-- Start --

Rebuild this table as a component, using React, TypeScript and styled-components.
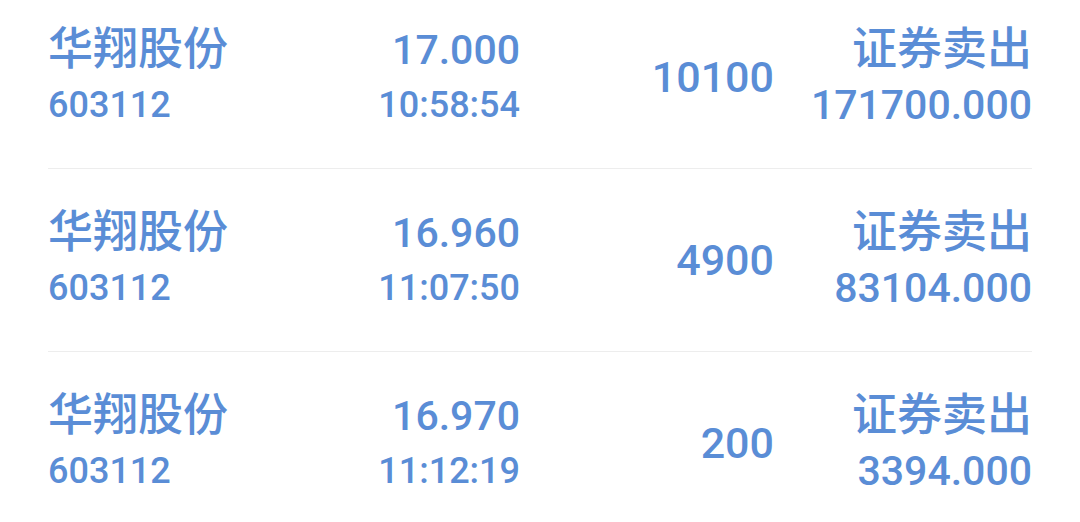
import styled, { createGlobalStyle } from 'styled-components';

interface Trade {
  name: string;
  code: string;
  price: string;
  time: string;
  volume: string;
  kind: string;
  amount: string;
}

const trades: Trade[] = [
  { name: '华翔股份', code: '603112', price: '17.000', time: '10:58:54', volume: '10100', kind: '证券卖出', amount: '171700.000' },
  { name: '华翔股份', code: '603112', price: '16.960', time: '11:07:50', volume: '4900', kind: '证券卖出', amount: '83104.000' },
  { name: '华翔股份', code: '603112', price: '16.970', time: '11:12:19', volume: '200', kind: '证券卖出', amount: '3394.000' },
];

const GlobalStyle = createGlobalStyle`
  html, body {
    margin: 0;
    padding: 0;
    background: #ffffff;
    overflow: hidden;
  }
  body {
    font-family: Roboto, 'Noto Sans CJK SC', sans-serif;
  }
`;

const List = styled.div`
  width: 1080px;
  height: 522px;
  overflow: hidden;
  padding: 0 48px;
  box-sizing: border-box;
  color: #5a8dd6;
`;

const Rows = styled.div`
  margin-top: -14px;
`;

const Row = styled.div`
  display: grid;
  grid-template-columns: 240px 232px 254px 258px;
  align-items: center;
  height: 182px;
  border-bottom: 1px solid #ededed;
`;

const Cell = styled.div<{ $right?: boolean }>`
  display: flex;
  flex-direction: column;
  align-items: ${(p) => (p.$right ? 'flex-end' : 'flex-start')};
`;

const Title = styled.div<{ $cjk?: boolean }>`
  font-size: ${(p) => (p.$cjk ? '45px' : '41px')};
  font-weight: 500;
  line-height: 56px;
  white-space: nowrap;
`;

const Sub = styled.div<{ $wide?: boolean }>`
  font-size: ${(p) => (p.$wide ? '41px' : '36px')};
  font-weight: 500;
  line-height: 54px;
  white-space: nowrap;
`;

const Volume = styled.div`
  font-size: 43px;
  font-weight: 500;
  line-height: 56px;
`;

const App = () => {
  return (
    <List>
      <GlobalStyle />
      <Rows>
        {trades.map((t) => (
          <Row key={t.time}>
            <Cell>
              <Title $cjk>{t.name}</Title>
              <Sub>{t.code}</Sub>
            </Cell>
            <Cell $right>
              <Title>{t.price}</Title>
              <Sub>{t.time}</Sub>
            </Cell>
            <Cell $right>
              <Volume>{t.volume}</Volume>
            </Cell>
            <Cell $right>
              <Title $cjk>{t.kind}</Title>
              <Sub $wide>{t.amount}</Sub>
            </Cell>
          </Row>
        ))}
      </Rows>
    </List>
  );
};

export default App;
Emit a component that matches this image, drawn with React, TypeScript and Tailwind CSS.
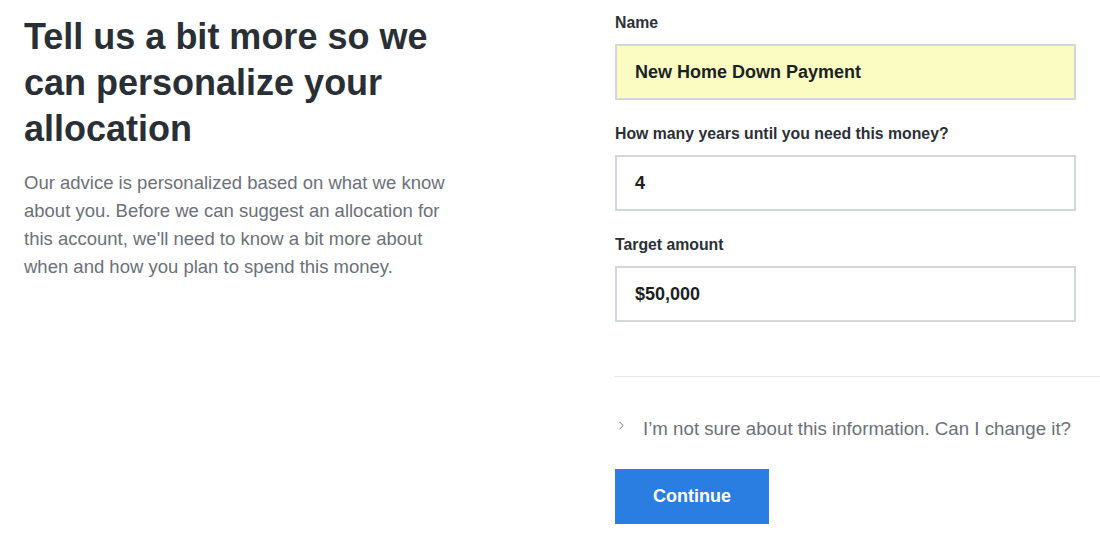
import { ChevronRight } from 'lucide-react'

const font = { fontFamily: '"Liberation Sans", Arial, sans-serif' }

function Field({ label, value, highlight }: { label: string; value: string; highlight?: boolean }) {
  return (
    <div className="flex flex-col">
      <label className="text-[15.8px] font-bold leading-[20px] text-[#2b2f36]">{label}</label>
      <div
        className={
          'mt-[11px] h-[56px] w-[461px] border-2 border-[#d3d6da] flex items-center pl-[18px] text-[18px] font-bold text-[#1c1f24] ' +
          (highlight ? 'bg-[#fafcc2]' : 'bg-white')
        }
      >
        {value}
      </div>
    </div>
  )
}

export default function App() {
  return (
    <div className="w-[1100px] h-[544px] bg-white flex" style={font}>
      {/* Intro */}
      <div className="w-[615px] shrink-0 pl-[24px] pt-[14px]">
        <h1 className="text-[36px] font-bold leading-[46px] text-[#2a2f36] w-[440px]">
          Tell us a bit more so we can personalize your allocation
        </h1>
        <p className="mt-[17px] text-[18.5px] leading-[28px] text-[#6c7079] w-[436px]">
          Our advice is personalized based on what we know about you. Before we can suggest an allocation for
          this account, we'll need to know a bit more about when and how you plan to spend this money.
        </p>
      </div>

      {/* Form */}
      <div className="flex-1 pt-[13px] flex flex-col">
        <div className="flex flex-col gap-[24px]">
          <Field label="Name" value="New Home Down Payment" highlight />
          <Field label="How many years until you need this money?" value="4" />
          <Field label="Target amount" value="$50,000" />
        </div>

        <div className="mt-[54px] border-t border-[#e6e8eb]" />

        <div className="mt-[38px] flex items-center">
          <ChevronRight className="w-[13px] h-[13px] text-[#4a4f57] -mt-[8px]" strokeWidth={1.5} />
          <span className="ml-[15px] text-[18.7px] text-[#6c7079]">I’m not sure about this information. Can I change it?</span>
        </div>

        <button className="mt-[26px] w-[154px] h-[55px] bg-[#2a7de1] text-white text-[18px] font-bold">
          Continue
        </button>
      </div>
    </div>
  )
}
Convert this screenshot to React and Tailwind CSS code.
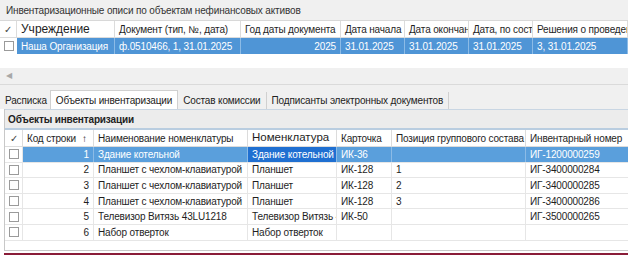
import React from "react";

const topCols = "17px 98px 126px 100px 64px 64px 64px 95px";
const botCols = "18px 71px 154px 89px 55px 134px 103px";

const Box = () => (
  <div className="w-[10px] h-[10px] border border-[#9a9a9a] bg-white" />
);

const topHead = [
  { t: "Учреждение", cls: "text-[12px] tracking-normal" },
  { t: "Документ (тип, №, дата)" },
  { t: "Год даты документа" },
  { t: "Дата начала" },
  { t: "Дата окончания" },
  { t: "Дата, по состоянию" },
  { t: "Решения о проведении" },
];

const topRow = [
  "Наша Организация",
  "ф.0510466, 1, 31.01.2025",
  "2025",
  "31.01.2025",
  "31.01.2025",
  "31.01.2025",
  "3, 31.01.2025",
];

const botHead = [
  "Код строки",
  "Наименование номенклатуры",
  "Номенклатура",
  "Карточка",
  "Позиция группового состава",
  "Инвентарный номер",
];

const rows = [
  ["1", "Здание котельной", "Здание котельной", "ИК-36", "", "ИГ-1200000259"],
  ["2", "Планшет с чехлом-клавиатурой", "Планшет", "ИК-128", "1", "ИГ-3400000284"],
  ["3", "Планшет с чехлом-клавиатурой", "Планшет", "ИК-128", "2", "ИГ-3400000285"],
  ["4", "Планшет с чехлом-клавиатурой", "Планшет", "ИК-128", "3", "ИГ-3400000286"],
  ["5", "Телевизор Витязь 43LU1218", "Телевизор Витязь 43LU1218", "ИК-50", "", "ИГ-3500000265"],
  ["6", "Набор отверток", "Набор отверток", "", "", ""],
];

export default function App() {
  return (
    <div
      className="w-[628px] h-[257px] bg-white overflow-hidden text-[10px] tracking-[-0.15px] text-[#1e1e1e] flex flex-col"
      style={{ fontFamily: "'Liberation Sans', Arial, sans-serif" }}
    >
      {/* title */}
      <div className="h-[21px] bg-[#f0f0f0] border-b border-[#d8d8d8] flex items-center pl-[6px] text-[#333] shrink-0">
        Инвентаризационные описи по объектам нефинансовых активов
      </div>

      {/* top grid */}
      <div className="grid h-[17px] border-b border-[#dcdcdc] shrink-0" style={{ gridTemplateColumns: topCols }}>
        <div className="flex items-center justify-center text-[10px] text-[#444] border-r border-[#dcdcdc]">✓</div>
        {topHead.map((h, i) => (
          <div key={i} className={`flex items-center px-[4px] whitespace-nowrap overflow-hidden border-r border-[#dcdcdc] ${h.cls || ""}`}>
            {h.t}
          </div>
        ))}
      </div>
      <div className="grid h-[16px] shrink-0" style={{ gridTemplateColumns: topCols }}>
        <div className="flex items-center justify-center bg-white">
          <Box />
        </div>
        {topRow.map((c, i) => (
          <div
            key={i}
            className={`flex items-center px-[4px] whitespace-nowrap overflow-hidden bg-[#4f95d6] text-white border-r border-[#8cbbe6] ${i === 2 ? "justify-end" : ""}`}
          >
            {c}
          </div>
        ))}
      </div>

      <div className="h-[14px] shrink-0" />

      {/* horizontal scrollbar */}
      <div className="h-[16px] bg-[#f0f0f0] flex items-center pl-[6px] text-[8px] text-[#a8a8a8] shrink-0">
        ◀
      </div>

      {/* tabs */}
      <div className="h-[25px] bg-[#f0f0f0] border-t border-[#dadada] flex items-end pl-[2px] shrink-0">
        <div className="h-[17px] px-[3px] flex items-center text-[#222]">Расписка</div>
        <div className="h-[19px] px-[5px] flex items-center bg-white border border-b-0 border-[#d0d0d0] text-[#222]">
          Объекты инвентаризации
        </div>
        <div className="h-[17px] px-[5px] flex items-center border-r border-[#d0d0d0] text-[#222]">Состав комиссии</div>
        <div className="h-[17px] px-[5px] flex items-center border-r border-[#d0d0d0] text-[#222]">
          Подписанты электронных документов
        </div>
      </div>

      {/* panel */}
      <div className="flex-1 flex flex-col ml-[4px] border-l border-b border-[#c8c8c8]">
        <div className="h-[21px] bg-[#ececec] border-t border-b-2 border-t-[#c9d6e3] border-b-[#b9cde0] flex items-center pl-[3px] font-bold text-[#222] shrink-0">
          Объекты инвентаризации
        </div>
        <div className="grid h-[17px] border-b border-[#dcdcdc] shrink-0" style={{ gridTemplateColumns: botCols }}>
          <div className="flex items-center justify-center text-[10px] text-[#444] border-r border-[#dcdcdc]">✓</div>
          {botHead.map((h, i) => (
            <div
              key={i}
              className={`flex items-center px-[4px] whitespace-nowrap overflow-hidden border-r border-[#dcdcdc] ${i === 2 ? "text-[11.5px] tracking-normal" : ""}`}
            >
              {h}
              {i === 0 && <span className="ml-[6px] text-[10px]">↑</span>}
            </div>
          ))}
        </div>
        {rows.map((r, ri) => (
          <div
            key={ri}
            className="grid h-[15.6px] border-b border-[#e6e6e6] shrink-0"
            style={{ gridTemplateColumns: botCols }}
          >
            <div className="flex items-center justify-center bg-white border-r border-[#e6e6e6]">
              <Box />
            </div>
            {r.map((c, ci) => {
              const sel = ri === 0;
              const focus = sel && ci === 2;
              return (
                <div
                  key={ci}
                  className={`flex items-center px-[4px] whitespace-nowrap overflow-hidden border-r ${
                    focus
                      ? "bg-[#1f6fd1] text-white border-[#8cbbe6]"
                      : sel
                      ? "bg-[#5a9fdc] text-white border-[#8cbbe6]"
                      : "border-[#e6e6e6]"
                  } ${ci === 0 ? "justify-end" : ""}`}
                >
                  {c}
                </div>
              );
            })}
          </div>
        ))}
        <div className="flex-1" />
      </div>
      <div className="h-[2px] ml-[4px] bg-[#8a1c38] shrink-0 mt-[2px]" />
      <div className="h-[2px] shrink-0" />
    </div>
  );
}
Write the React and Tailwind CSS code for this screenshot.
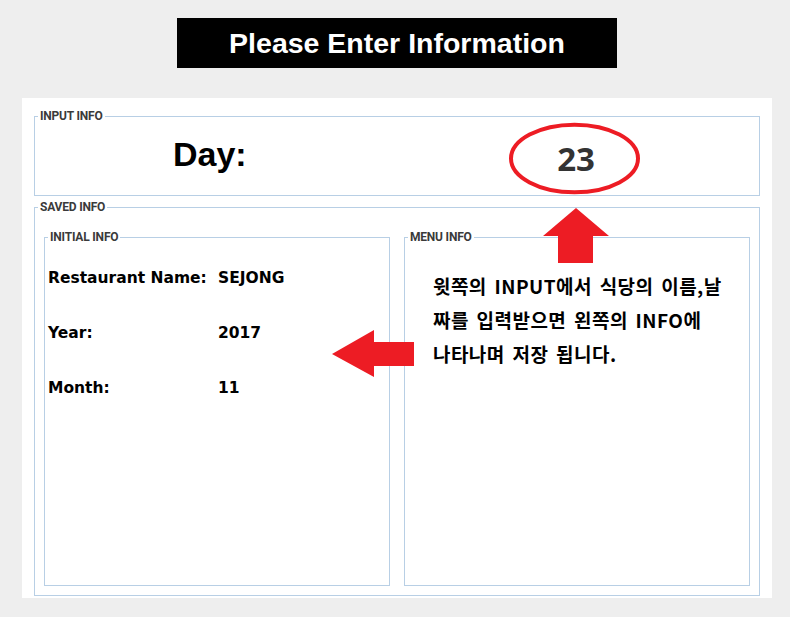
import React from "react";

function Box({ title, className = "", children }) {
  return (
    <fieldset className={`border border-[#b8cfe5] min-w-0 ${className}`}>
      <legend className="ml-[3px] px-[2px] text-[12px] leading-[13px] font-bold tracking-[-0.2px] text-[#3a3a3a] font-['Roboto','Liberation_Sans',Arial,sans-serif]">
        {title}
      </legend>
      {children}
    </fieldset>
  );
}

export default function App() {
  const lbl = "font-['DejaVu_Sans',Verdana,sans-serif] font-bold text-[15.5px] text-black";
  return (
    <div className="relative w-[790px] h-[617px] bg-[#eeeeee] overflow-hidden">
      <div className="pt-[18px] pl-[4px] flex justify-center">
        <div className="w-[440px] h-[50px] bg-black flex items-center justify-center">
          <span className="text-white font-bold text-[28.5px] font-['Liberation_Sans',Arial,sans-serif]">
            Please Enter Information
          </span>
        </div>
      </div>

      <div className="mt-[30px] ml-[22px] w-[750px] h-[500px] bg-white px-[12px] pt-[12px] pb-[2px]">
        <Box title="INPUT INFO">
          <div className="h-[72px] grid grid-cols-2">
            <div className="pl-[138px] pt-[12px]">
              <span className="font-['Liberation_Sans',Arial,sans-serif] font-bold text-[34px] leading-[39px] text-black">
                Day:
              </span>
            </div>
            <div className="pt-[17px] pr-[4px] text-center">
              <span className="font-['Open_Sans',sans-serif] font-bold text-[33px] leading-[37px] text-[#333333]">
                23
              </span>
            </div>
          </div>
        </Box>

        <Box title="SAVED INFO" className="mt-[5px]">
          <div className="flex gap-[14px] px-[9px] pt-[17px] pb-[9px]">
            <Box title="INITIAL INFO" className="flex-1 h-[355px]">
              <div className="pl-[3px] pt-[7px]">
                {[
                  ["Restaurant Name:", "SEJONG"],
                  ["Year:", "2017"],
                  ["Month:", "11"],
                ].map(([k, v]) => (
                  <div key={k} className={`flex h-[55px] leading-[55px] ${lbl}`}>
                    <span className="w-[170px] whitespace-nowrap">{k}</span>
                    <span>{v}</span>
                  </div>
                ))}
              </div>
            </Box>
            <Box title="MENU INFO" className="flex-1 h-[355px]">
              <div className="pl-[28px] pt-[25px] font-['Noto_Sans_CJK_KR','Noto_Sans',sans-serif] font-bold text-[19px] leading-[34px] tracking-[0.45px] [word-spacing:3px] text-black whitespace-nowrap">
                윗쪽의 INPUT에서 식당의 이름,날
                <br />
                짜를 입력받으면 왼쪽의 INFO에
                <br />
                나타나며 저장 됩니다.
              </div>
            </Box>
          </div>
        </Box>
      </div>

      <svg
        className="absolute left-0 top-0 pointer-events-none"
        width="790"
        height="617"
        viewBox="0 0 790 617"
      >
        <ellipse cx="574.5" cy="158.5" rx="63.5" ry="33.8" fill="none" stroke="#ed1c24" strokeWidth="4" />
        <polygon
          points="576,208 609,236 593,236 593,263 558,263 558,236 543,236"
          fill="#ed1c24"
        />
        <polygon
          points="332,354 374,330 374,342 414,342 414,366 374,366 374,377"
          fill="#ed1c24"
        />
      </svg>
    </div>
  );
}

-- End --

Instructions for the task
Gather each line of the listing that holds the string "components".

Task response
Rebuild this table as a component, using React, TypeScript and styled-components.
import styled, { createGlobalStyle } from 'styled-components';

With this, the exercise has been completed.